That will depend on the type of file, what compression, if any, is employed, and more.
That depends on if you are going to answer or not. So far I asked twice.
Regardless, I have been experimenting with all kinds of ways to speed up read/write for very large files and the RAID is the only way to go.
No, it's one way. In some settings, it's the best way, and you only have to look at how many large corporations use RAID to see some examples. Hint: they're not writing out little panos.
Again, big corporation. I think I made it clear several times I don't care about big corporations. You don't model your setup based on big corporations.
That is because you had system so slow that it felt like it. I never had slow system since 1985. My system is always close to the cutting edge of technology.
Oh, I'm quite sure your thing is bigger than mine. It certainly doesn't bother me and I doubt anyone else here gives a poop either.
It is not bigger. Just more powerful to do the work I need to be done to meet the deadline.

How can you possibly give advise here to people based on what you don't have knowledge of.

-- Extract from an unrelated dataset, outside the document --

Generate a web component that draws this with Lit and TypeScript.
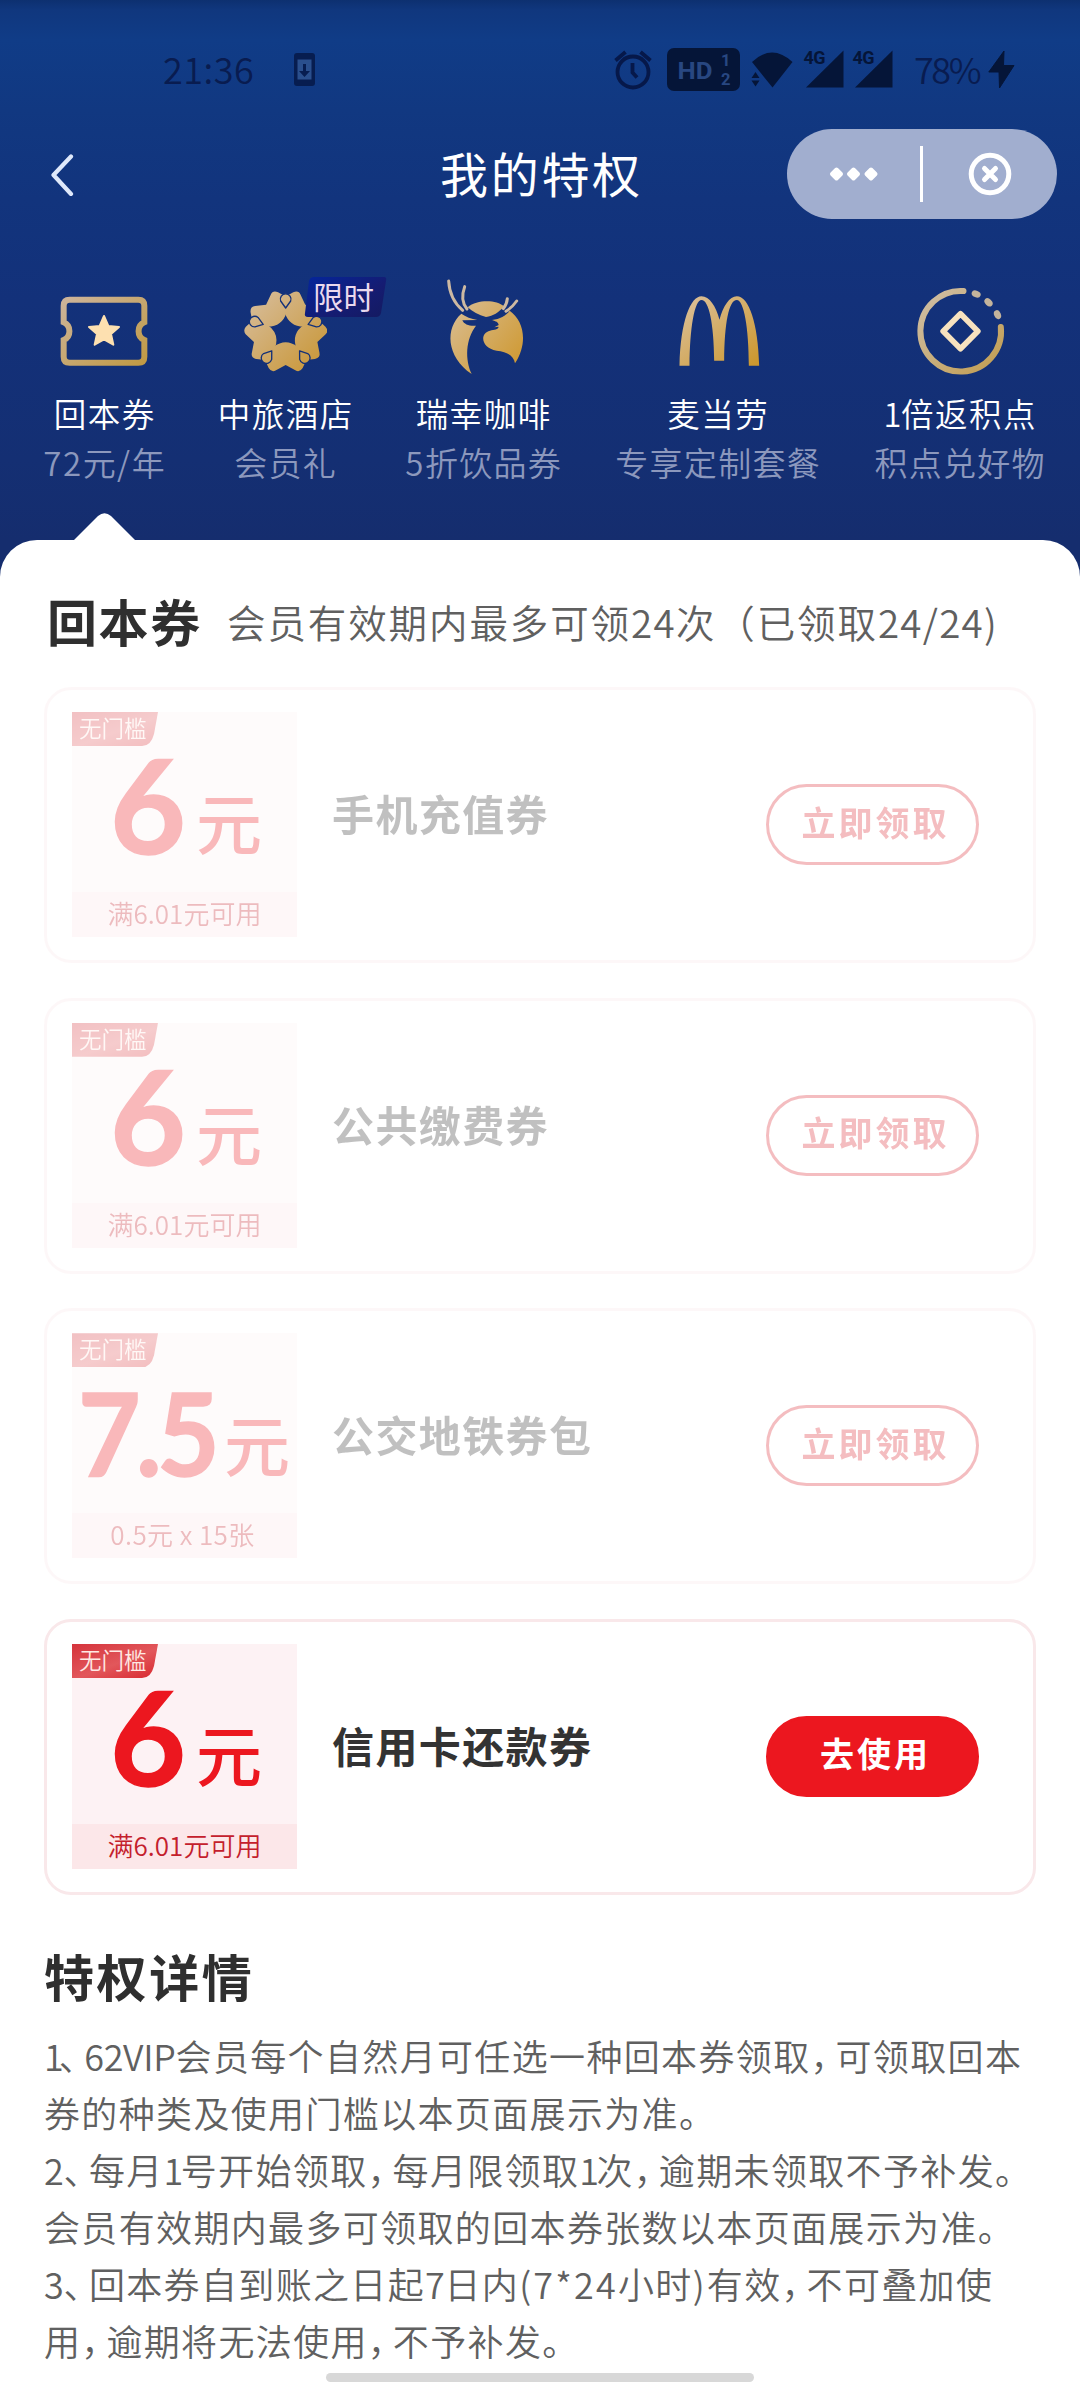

Your motherboard is not even capable of RAID. Something like MSI B75MA-E33? One memory slot.

No wonder your system saturates everything because you don't have system capable of doing any meaningful work. Your system is designed to browse Internet and write emails. You are not a power user by any means.

You can't even test anything yourself so all your advices, based on what you read on the web, are null and void!!!! And that is a cold truth!!!!
And yet I lost a year worth of SSD life after several weeks of writing and erasing pano files.
Make and model and terabytes written?
I am not going to repeat myself. We already had this discussion. Look it up.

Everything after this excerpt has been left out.